«Non è la stessa cosa educare e trasmettere a persone fiduciose nel futuro e a persone che il futuro non lo vedono o lo temono». Lo sa molto bene Giulia Alberico, insegnante per 30 anni che, prima dell’agognato ma temuto pensionamento, ha raccontato in un distillato di sentimenti il mestiere della scuola.
Una galleria di ritratti dettagliati e fedeli degli alunni adolescenti, fluttuante e viva come il loro complesso mondo interiore, traballante come un sistema di impalcature di vite ancora fragili. Una collezione sorprendente di tic, nevrosi, psicosi, modalità spesso stereotipate di comunicazione. Un punto d’incontro dialettico con l’adulto, dove a ogni declinazione del disagio giovanile corrisponde un antidoto, prodotto della comprensione tutt’altro che buonista e della pragmatica partecipazione del docente.
Ma soprattutto un concentrato di passione, di quel tipo di passione che inchioda al proprio ruolo anche quando ci si sente parte di una categoria di professionisti alla prova, spesso bersaglio del discredito collettivo perché confusa con l’istituzione. Sono lontane e forse divergono la scuola del ministero e quella di certi docenti, dove le passioni educative si costruiscono e si coniugano con l’applicazione e avviene uno scambio vero tra l’intelligenza di tanti adulti e l’attesa tutta concreta nelle domande dei ragazzi.

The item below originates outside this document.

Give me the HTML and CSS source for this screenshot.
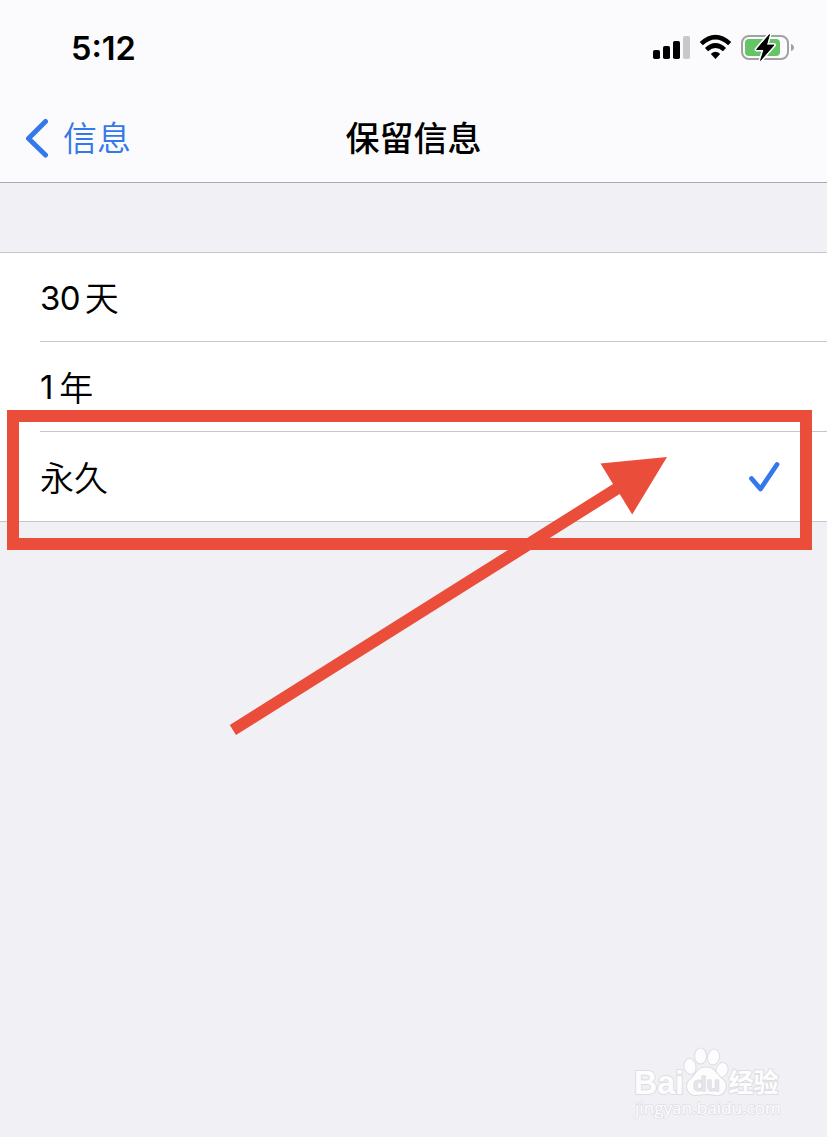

All’orgoglio molto composto per quest’esperienza umana è rimasta se non altro la forza delle parole, da quelle diventate romanzo (Affinati, Carbone, Lodoli, McCourt, Starnone) a quelle prese in prestito da Paolo Conte, canticchiate dalla prof. Alberico durante la lezione, che imprimono a questa raccolta di racconti il marchio dell’autenticità.